The challenge having been issued, I shall have to prepare a follow-up to last night’s posting in which I list six teams that will be better than advertised in 2010 (or, in the alternative, four), just to prove it can be done. In the meantime, though, here are a few items of note to tide you over this Monday evening:
What do he and Tiger Woods have in common? Neither of them won the most recent tournament. Rising senior Russell Henley, a Bulldog golfer from Macon, competed in last weekend’s U.S. Open at Pebble Beach, finishing a respectable sixteenth at eight over par, just eight shots behind the tournament champion. (That information, incidentally, comes by way of GeorgiaDogs.com, which, allyugadawg informs us, is moving to the CBSSports.com College Network. This is good news for anyone who has ever tried to follow a Red and Black sporting event using the University’s athletic website.)
David Hale to the rescue! Last week, I expressed concern regarding our favorite beat reporter’s latest Twitter updates. David has made it clear that I shouldn’t have been worried about Aaron Murray, so, naturally, I will find something else entirely about which to worry.
Come to think of it, this probably is to the credit of reporters for the St. Louis Post-Dispatch and USA Today. I hate to burst Jon Bois’s bubble, but we were using the phrase "my bad" at Morrow High School by 1985, so Manute Bol wasn’t the first to use it, he was just the first to use it in front of hopelessly out-of-touch reporters for the St. Louis Post-Dispatch and USA Today who managed to make it into 1989 without being aware of popular teen slang of a half-decade before.
I allow for the remote possibility that, under certain circumstances, there might be half a chance that perhaps we might not be awful at everything. Anticipating a special season, fans of the Boise St. Broncos are gearing up to defend their team from thoughtless animadversions, for which they have my full support. One interesting note on behalf of Boise State is the way the Broncos have acquitted themselves against "power teams" . . . a metric by which the Georgia Bulldogs stack up better than you might expect. Consider:
In conclusion, Boise State matches up well against the other power teams no matter what formula you care to investigate.

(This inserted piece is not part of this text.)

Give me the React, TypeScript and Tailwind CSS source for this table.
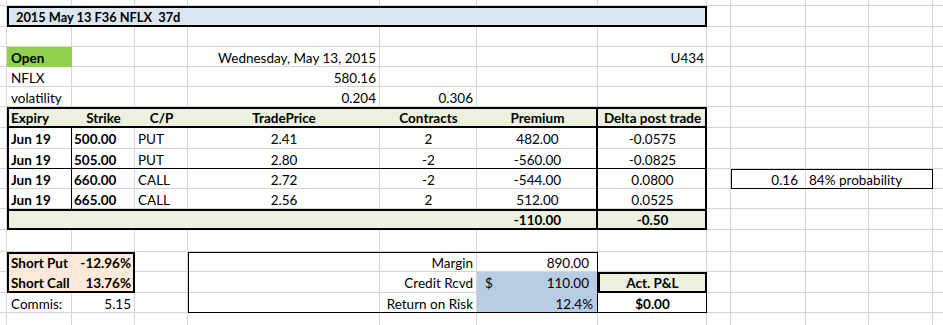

They are second in the nation in two of the three rankings and ninth even when ranked not by winning percentage but by number of Top 15 teams played over the four-year period.
Here is how the power teams of the last four years stack up.
Best Four-Year Record:
1. USC 7-1
2. Boise State 4-1
3. West Virginia 3-1
4. Texas 6-4
5. Florida 7-5
6. Georgia 5-5
6. Ohio State 5-5
8. Boston College 2-2
9. Oklahoma 5-7
10. Iowa 3-5
11. Alabama 4-7
12. LSU 5-9
13. Auburn 3-6
I haven’t verified those numbers independently, so I can’t vouch for that math, but, if it’s true (and if it isn’t a season or more out of date by now, which I highly doubt), the ‘Dawgs have stacked up better during their recent (relative) dry spell than I’d have anticipated. Related to that, though, are the following numbers, which came to my attention just this evening.
If Senator Blutarsky has highlighted these data previously, I apologize for forgetting and for duplicating his effort. Nevertheless, I got my copy of Phil Steele’s 2010 College Football Preview today, and I was struck by the following numbers:
Major Coaches v. Top Ten Teams:
Mack Brown: 9-14 (at Texas)
Urban Meyer: 12-3 (overall)
Les Miles: 10-11 (overall)
Mark Richt: 8-9 (overall)
Nick Saban: 16-14 (overall)
Steve Spurrier: 20-26-1 (overall)
Bob Stoops: 12-9 (overall)
Jim Tressel: 9-8 (overall)
Tommy Tuberville: 16-18 (overall)
Once you give Coach Meyer your grudging respect---seriously, a 12-3 record against top ten teams is just off the charts---you have to acknowledge that Coach Richt compares fairly favorably to some of the highest achievers in his profession. At one game below .500, Coach Richt is only a little behind Coach Saban and Coach Stoops, he is hovering in the same vicinity as Coach Miles and Coach Tuberville, and he is a little ahead of Coach Brown and Coach Spurrier. Despite having had six more chances to defeat upper-echelon competition, Mack Brown (the current major college coach whom Mark Richt most closely resembles) has only one more win against such opponents than our own skipper does. With an equal number of opportunities, Coach Richt is a single game behind Coach Tressel.
Maybe---just maybe---the dude knows what he’s doing, after all.